Adequately handled by something other than {lo} you mean?
But that's like saying that tenseless bridi should not exist
because any tense is adequately handled by other means.
{lo} does not indicate anything more than conversion of a selbri
into a sumti. If you want to indicate specificity explicitly, you need
{le}, if you want to indicate universal quantification explicitly, you need
{ro}, if you want to indicate "typical" explicitly (whatever that turns out
to be) you need {lo'e}, etc. {lo} does not serve to indicate explicitly
any of that, but it doesn't preclude those interpretations given a
suitable context.
What is the distinction between {lo} and {le} if it is not
'specificness'? And if it is 'specificness', could you illustrate it
with a new example, or show how my interpretation of previous examples
fails?
I lost track about which of your examples we were discussing here,
sorry.

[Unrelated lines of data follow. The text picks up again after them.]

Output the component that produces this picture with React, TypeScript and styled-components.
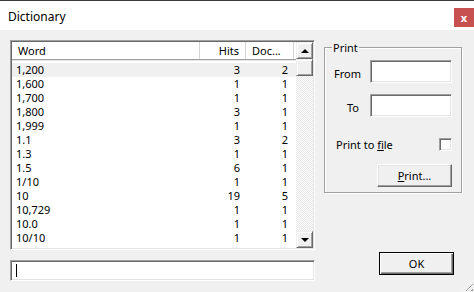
import styled, { createGlobalStyle } from "styled-components";

const GlobalStyle = createGlobalStyle`
  html, body {
    margin: 0;
    padding: 0;
    background: #f0f0f0;
  }
  body {
    font-family: "Noto Sans", "Liberation Sans", sans-serif;
    font-size: 11px;
    color: #000;
  }
`;

const Window = styled.div`
  width: 474px;
  height: 292px;
  display: flex;
  flex-direction: column;
  background: #f0f0f0;
  border-top: 1px solid #3c3c3c;
  box-sizing: border-box;
  position: relative;
  overflow: hidden;
`;

const TitleBar = styled.div`
  height: 29px;
  background: #fff;
  display: flex;
  align-items: center;
  justify-content: space-between;
  padding-left: 8px;
`;

const Title = styled.span`
  font-size: 12px;
  margin-top: 1px;
`;

const CloseButton = styled.div`
  width: 20px;
  height: 19px;
  align-self: flex-start;
  margin-top: 7px;
  background: #c75050;
  color: #fff;
  font-weight: bold;
  font-size: 11px;
  display: flex;
  align-items: center;
  justify-content: center;
`;

const Body = styled.div`
  flex: 1;
  display: flex;
  padding: 10px 12px 0 10px;
  gap: 9px;
`;

const LeftColumn = styled.div`
  width: 305px;
  display: flex;
  flex-direction: column;
  gap: 10px;
`;

const ListBox = styled.div`
  height: 206px;
  display: flex;
  border-top: 1px solid #a0a0a0;
  border-left: 1px solid #a0a0a0;
  border-right: 1px solid #fff;
  border-bottom: 1px solid #fff;
  box-shadow: inset 1px 1px 0 #696969, inset -1px -1px 0 #e3e3e3;
  background: #fff;
  padding: 1px;
`;

const ListContent = styled.div`
  flex: 1;
  display: flex;
  flex-direction: column;
  overflow: hidden;
`;

const HeaderRow = styled.div`
  display: grid;
  grid-template-columns: 188px 46px 48px;
  height: 17px;
  border-bottom: 1px solid #a0a0a0;
  box-shadow: 0 1px 0 #e5e5e5;
  margin-bottom: 3px;
`;

const HeaderCell = styled.div<{ $align?: "left" | "right" }>`
  border-right: 1px solid #d5d5d5;
  display: flex;
  align-items: center;
  justify-content: ${(p) => (p.$align === "right" ? "flex-end" : "flex-start")};
  padding: 0 6px;
  white-space: nowrap;
`;

const Row = styled.div<{ $selected?: boolean }>`
  display: grid;
  grid-template-columns: 188px 46px 48px;
  height: 14px;
  line-height: 14px;
  background: ${(p) => (p.$selected ? "#f0f0f0" : "transparent")};
`;

const Cell = styled.div<{ $align?: "left" | "right" }>`
  text-align: ${(p) => p.$align ?? "left"};
  padding: ${(p) => (p.$align === "right" ? "0 6px 0 0" : "0 0 0 4px")};
`;

const ScrollBar = styled.div`
  width: 17px;
  display: flex;
  flex-direction: column;
  background: repeating-conic-gradient(#fff 0 25%, #e6e6e6 0 50%) 0 0 / 2px 2px;
`;

const ScrollButton = styled.div`
  height: 17px;
  box-sizing: border-box;
  background: #f0f0f0;
  border-top: 1px solid #f0f0f0;
  border-left: 1px solid #f0f0f0;
  border-right: 1px solid #696969;
  border-bottom: 1px solid #696969;
  box-shadow: inset 1px 1px 0 #fff, inset -1px -1px 0 #a0a0a0;
  display: flex;
  align-items: center;
  justify-content: center;
`;

const Track = styled.div`
  flex: 1;
`;

const Arrow = styled.div<{ $down?: boolean }>`
  width: 0;
  height: 0;
  border-left: 4px solid transparent;
  border-right: 4px solid transparent;
  ${(p) =>
    p.$down ? "border-top: 4px solid #000;" : "border-bottom: 4px solid #000;"}
`;

const EditBox = styled.div`
  height: 21px;
  box-sizing: border-box;
  background: #fff;
  border-top: 1px solid #a0a0a0;
  border-left: 1px solid #a0a0a0;
  border-right: 1px solid #fff;
  border-bottom: 1px solid #fff;
  box-shadow: inset 1px 1px 0 #696969, inset -1px -1px 0 #e3e3e3;
  display: flex;
  align-items: center;
  padding-left: 5px;
`;

const Caret = styled.div`
  width: 1px;
  height: 13px;
  background: #000;
`;

const RightColumn = styled.div`
  width: 138px;
  display: flex;
  flex-direction: column;
  align-items: stretch;
`;

const GroupBox = styled.fieldset`
  margin: 0;
  padding: 5px 9px 4px 9px;
  border: 1px solid #a0a0a0;
  box-shadow: inset 1px 1px 0 #fff, 1px 1px 0 #fff;
  height: 153px;
  box-sizing: border-box;
  display: flex;
  flex-direction: column;
`;

const Legend = styled.legend`
  padding: 0 1px;
  margin-left: -2px;
  font-size: 11px;
`;

const FieldRow = styled.div`
  display: flex;
  align-items: center;
  justify-content: space-between;
  height: 23px;
  margin-bottom: 11px;
`;

const FieldLabel = styled.span<{ $indent?: number }>`
  padding-left: ${(p) => p.$indent ?? 0}px;
  margin-top: 4px;
`;

const TextInput = styled.div`
  width: 82px;
  height: 23px;
  box-sizing: border-box;
  background: #fff;
  border-top: 1px solid #a0a0a0;
  border-left: 1px solid #a0a0a0;
  border-right: 1px solid #fff;
  border-bottom: 1px solid #fff;
  box-shadow: inset 1px 1px 0 #696969, inset -1px -1px 0 #e3e3e3;
`;

const CheckRow = styled.div`
  display: flex;
  align-items: center;
  justify-content: space-between;
  margin-top: 9px;
  height: 14px;
  padding-left: 2px;
`;

const CheckBox = styled.div`
  width: 13px;
  height: 13px;
  box-sizing: border-box;
  background: #fff;
  border-top: 1px solid #a0a0a0;
  border-left: 1px solid #a0a0a0;
  border-right: 1px solid #fff;
  border-bottom: 1px solid #fff;
  box-shadow: inset 1px 1px 0 #696969, inset -1px -1px 0 #e3e3e3;
`;

const Button = styled.div`
  width: 75px;
  height: 23px;
  box-sizing: border-box;
  background: #f0f0f0;
  border-top: 1px solid #fff;
  border-left: 1px solid #fff;
  border-right: 1px solid #696969;
  border-bottom: 1px solid #696969;
  box-shadow: inset -1px -1px 0 #a0a0a0, inset 1px 1px 0 #e3e3e3;
  display: flex;
  align-items: center;
  justify-content: center;
  align-self: flex-end;
`;

const PrintButton = styled(Button)`
  margin-top: 13px;
`;

const OkButton = styled(Button)`
  margin-top: 59px;
  margin-right: 8px;
  border: 1px solid #000;
  box-shadow: inset 1px 1px 0 #fff, inset -1px -1px 0 #696969, inset -2px -2px 0 #a0a0a0;
`;

const Grip = styled.div`
  position: absolute;
  right: 1px;
  bottom: 1px;
  width: 11px;
  height: 11px;
  background: repeating-linear-gradient(
    135deg,
    transparent 0 2px,
    #a0a0a0 2px 3px,
    #fff 3px 4px
  );
  clip-path: polygon(100% 0, 100% 100%, 0 100%);
`;

const rows = [
  ["1,200", "3", "2"],
  ["1,600", "1", "1"],
  ["1,700", "1", "1"],
  ["1,800", "3", "1"],
  ["1,999", "1", "1"],
  ["1.1", "3", "2"],
  ["1.3", "1", "1"],
  ["1.5", "6", "1"],
  ["1/10", "1", "1"],
  ["10", "19", "5"],
  ["10,729", "1", "1"],
  ["10.0", "1", "1"],
  ["10/10", "1", "1"],
];

export default function App() {
  return (
    <Window>
      <GlobalStyle />
      <TitleBar>
        <Title>Dictionary</Title>
        <CloseButton>x</CloseButton>
      </TitleBar>
      <Body>
        <LeftColumn>
          <ListBox>
            <ListContent>
              <HeaderRow>
                <HeaderCell>Word</HeaderCell>
                <HeaderCell $align="right">Hits</HeaderCell>
                <HeaderCell>Doc...</HeaderCell>
              </HeaderRow>
              {rows.map(([word, hits, docs], i) => (
                <Row key={word} $selected={i === 0}>
                  <Cell>{word}</Cell>
                  <Cell $align="right">{hits}</Cell>
                  <Cell $align="right">{docs}</Cell>
                </Row>
              ))}
            </ListContent>
            <ScrollBar>
              <ScrollButton>
                <Arrow />
              </ScrollButton>
              <ScrollButton />
              <Track />
              <ScrollButton>
                <Arrow $down />
              </ScrollButton>
            </ScrollBar>
          </ListBox>
          <EditBox>
            <Caret />
          </EditBox>
        </LeftColumn>
        <RightColumn>
          <GroupBox>
            <Legend>Print</Legend>
            <FieldRow>
              <FieldLabel>From</FieldLabel>
              <TextInput />
            </FieldRow>
            <FieldRow>
              <FieldLabel $indent={13}>To</FieldLabel>
              <TextInput />
            </FieldRow>
            <CheckRow>
              <span>
                Print to <u>f</u>ile
              </span>
              <CheckBox />
            </CheckRow>
            <PrintButton>
              <span>
                <u>P</u>rint...
              </span>
            </PrintButton>
          </GroupBox>
          <OkButton>OK</OkButton>
        </RightColumn>
      </Body>
      <Grip />
    </Window>
  );
}
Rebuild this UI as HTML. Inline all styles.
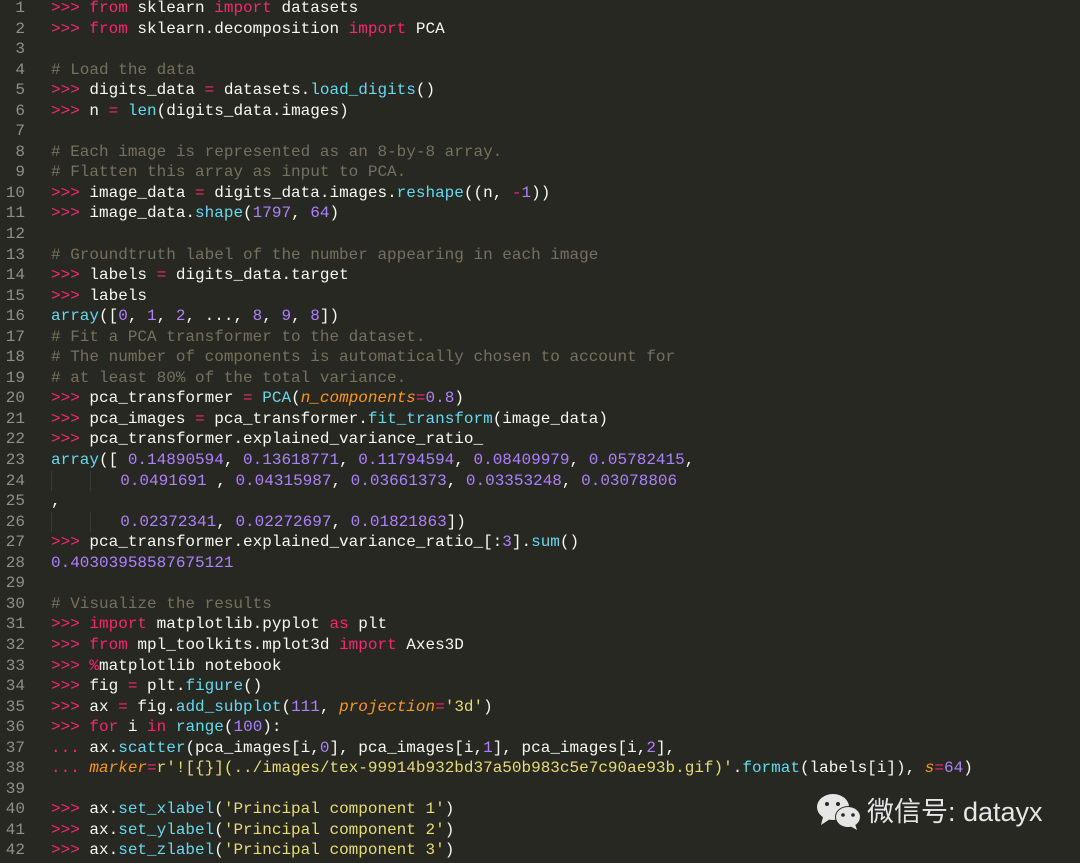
<!DOCTYPE html>
<html><head><meta charset="utf-8"><style>
html,body{margin:0;padding:0;background:#272822;width:1080px;height:863px;overflow:hidden}
.c{position:absolute;left:0;top:-2px;font-family:"Liberation Mono",monospace;font-size:16px;line-height:20.56px;color:#f8f8f2;white-space:normal}
.l{display:block;height:20.56px;white-space:pre}
.n{display:inline-block;width:51px;color:#8f908a;text-align:right;padding-right:26px;box-sizing:border-box}
.k{color:#f92672}.f{color:#66d9ef}.m{color:#ae81ff}.a{color:#fd971f;font-style:italic}.s{color:#e6db74}.cm{color:#75715e}
.g{display:inline-block;width:0;border-left:1px solid #3b3a32;height:20px;vertical-align:top}
.wm{position:absolute;left:867px;top:790px;font-family:"Liberation Sans","Noto Sans CJK SC",sans-serif;font-size:27px;color:#e6e6e6;white-space:nowrap}
</style></head><body>
<div class="c">
<span class="l"><span class="n">1</span><span class="k">&gt;&gt;&gt;</span> <span class="k">from</span> sklearn <span class="k">import</span> datasets</span>
<span class="l"><span class="n">2</span><span class="k">&gt;&gt;&gt;</span> <span class="k">from</span> sklearn.decomposition <span class="k">import</span> PCA</span>
<span class="l"><span class="n">3</span></span>
<span class="l"><span class="n">4</span><span class="cm"># Load the data</span></span>
<span class="l"><span class="n">5</span><span class="k">&gt;&gt;&gt;</span> digits_data <span class="k">=</span> datasets.<span class="f">load_digits</span>()</span>
<span class="l"><span class="n">6</span><span class="k">&gt;&gt;&gt;</span> n <span class="k">=</span> <span class="f">len</span>(digits_data.images)</span>
<span class="l"><span class="n">7</span></span>
<span class="l"><span class="n">8</span><span class="cm"># Each image is represented as an 8-by-8 array.</span></span>
<span class="l"><span class="n">9</span><span class="cm"># Flatten this array as input to PCA.</span></span>
<span class="l"><span class="n">10</span><span class="k">&gt;&gt;&gt;</span> image_data <span class="k">=</span> digits_data.images.<span class="f">reshape</span>((n, <span class="k">-</span><span class="m">1</span>))</span>
<span class="l"><span class="n">11</span><span class="k">&gt;&gt;&gt;</span> image_data.<span class="f">shape</span>(<span class="m">1797</span>, <span class="m">64</span>)</span>
<span class="l"><span class="n">12</span></span>
<span class="l"><span class="n">13</span><span class="cm"># Groundtruth label of the number appearing in each image</span></span>
<span class="l"><span class="n">14</span><span class="k">&gt;&gt;&gt;</span> labels <span class="k">=</span> digits_data.target</span>
<span class="l"><span class="n">15</span><span class="k">&gt;&gt;&gt;</span> labels</span>
<span class="l"><span class="n">16</span><span class="f">array</span>([<span class="m">0</span>, <span class="m">1</span>, <span class="m">2</span>, ..., <span class="m">8</span>, <span class="m">9</span>, <span class="m">8</span>])</span>
<span class="l"><span class="n">17</span><span class="cm"># Fit a PCA transformer to the dataset.</span></span>
<span class="l"><span class="n">18</span><span class="cm"># The number of components is automatically chosen to account for</span></span>
<span class="l"><span class="n">19</span><span class="cm"># at least 80% of the total variance.</span></span>
<span class="l"><span class="n">20</span><span class="k">&gt;&gt;&gt;</span> pca_transformer <span class="k">=</span> <span class="f">PCA</span>(<span class="a">n_components</span><span class="k">=</span><span class="m">0.8</span>)</span>
<span class="l"><span class="n">21</span><span class="k">&gt;&gt;&gt;</span> pca_images <span class="k">=</span> pca_transformer.<span class="f">fit_transform</span>(image_data)</span>
<span class="l"><span class="n">22</span><span class="k">&gt;&gt;&gt;</span> pca_transformer.explained_variance_ratio_</span>
<span class="l"><span class="n">23</span><span class="f">array</span>([ <span class="m">0.14890594</span>, <span class="m">0.13618771</span>, <span class="m">0.11794594</span>, <span class="m">0.08409979</span>, <span class="m">0.05782415</span>,</span>
<span class="l"><span class="n">24</span><span class="g"></span>    <span class="g"></span>   <span class="m">0.0491691</span> , <span class="m">0.04315987</span>, <span class="m">0.03661373</span>, <span class="m">0.03353248</span>, <span class="m">0.03078806</span></span>
<span class="l"><span class="n">25</span>,</span>
<span class="l"><span class="n">26</span><span class="g"></span>    <span class="g"></span>   <span class="m">0.02372341</span>, <span class="m">0.02272697</span>, <span class="m">0.01821863</span>])</span>
<span class="l"><span class="n">27</span><span class="k">&gt;&gt;&gt;</span> pca_transformer.explained_variance_ratio_[:<span class="m">3</span>].<span class="f">sum</span>()</span>
<span class="l"><span class="n">28</span><span class="m">0.40303958587675121</span></span>
<span class="l"><span class="n">29</span></span>
<span class="l"><span class="n">30</span><span class="cm"># Visualize the results</span></span>
<span class="l"><span class="n">31</span><span class="k">&gt;&gt;&gt;</span> <span class="k">import</span> matplotlib.pyplot <span class="k">as</span> plt</span>
<span class="l"><span class="n">32</span><span class="k">&gt;&gt;&gt;</span> <span class="k">from</span> mpl_toolkits.mplot3d <span class="k">import</span> Axes3D</span>
<span class="l"><span class="n">33</span><span class="k">&gt;&gt;&gt;</span> <span class="k">%</span>matplotlib notebook</span>
<span class="l"><span class="n">34</span><span class="k">&gt;&gt;&gt;</span> fig <span class="k">=</span> plt.<span class="f">figure</span>()</span>
<span class="l"><span class="n">35</span><span class="k">&gt;&gt;&gt;</span> ax <span class="k">=</span> fig.<span class="f">add_subplot</span>(<span class="m">111</span>, <span class="a">projection</span><span class="k">=</span><span class="s">'3d'</span>)</span>
<span class="l"><span class="n">36</span><span class="k">&gt;&gt;&gt;</span> <span class="k">for</span> i <span class="k">in</span> <span class="f">range</span>(<span class="m">100</span>):</span>
<span class="l"><span class="n">37</span><span class="k">...</span> ax.<span class="f">scatter</span>(pca_images[i,<span class="m">0</span>], pca_images[i,<span class="m">1</span>], pca_images[i,<span class="m">2</span>],</span>
<span class="l"><span class="n">38</span><span class="k">...</span> <span class="a">marker</span><span class="k">=</span><span class="s">r'![{}](../images/tex-99914b932bd37a50b983c5e7c90ae93b.gif)'</span>.<span class="f">format</span>(labels[i]), <span class="a">s</span><span class="k">=</span><span class="m">64</span>)</span>
<span class="l"><span class="n">39</span></span>
<span class="l"><span class="n">40</span><span class="k">&gt;&gt;&gt;</span> ax.<span class="f">set_xlabel</span>(<span class="s">'Principal component 1'</span>)</span>
<span class="l"><span class="n">41</span><span class="k">&gt;&gt;&gt;</span> ax.<span class="f">set_ylabel</span>(<span class="s">'Principal component 2'</span>)</span>
<span class="l"><span class="n">42</span><span class="k">&gt;&gt;&gt;</span> ax.<span class="f">set_zlabel</span>(<span class="s">'Principal component 3'</span>)</span>
</div>
<svg style="position:absolute;left:815px;top:791px" width="48" height="40" viewBox="0 0 48 40">
<ellipse cx="18" cy="16" rx="16" ry="13" fill="#e6e6e6"/>
<path d="M8 26 L6 34 L15 28Z" fill="#e6e6e6"/>
<circle cx="12" cy="13" r="2" fill="#272822"/><circle cx="23" cy="13" r="2" fill="#272822"/>
<ellipse cx="33" cy="26" rx="13" ry="11" fill="#272822"/>
<ellipse cx="33" cy="26" rx="12" ry="10" fill="#e6e6e6"/>
<path d="M40 33 L42 39 L35 35Z" fill="#e6e6e6"/>
<circle cx="28" cy="24" r="1.8" fill="#272822"/><circle cx="38" cy="24" r="1.8" fill="#272822"/>
</svg>
<div class="wm">微信号: datayx</div>
</body></html>
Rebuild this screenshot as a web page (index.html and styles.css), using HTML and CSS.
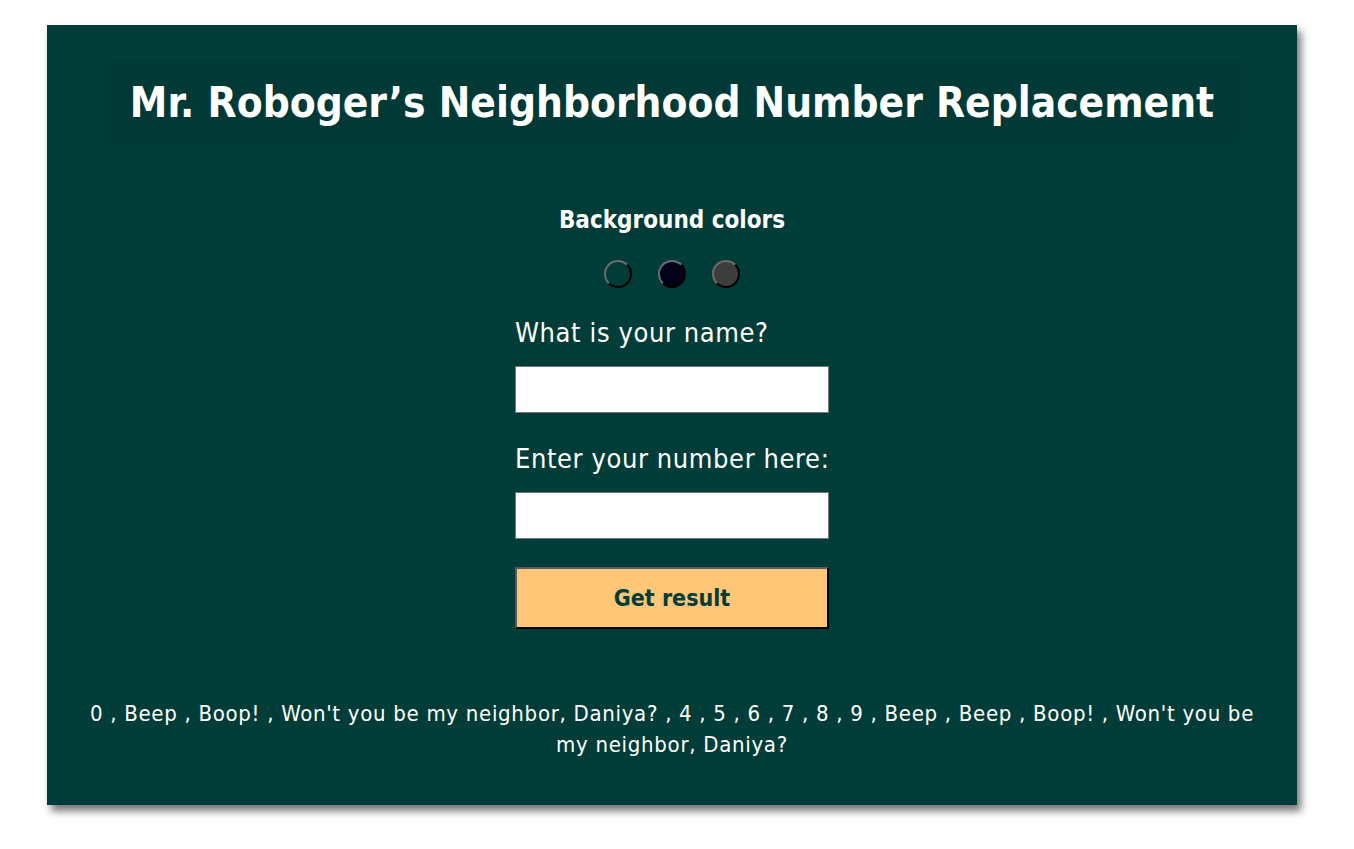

These are things that in my view cannot be said with {le}:
mi nelci lo cakla
I like chocolate.
lo cakla cu su'o roi bruna gi'e su'o roi blabi
Chocolate is sometimes brown and sometimes white.
mi citka lo cakla ca ro djedi
I eat chocolate every day.
mi citka lo cakla i xu do go'i
I'm eating chocolate, are you doing the same?
These are things that can be said with {le}, and therefore also could
be said with {lo} if you didn't care to use {le}:
le vi cakla cu kukte
This chocolate is delicious.
xu do djica lo spisa be le cakla
Do you want a bit of the chocolate?
("this" or "that" would be more idiomatic than "the" in English, but in
Lojban you can leave which one you mean to context.)
ko fairgau le cakla le zvati
Distribute the chocolate among those present.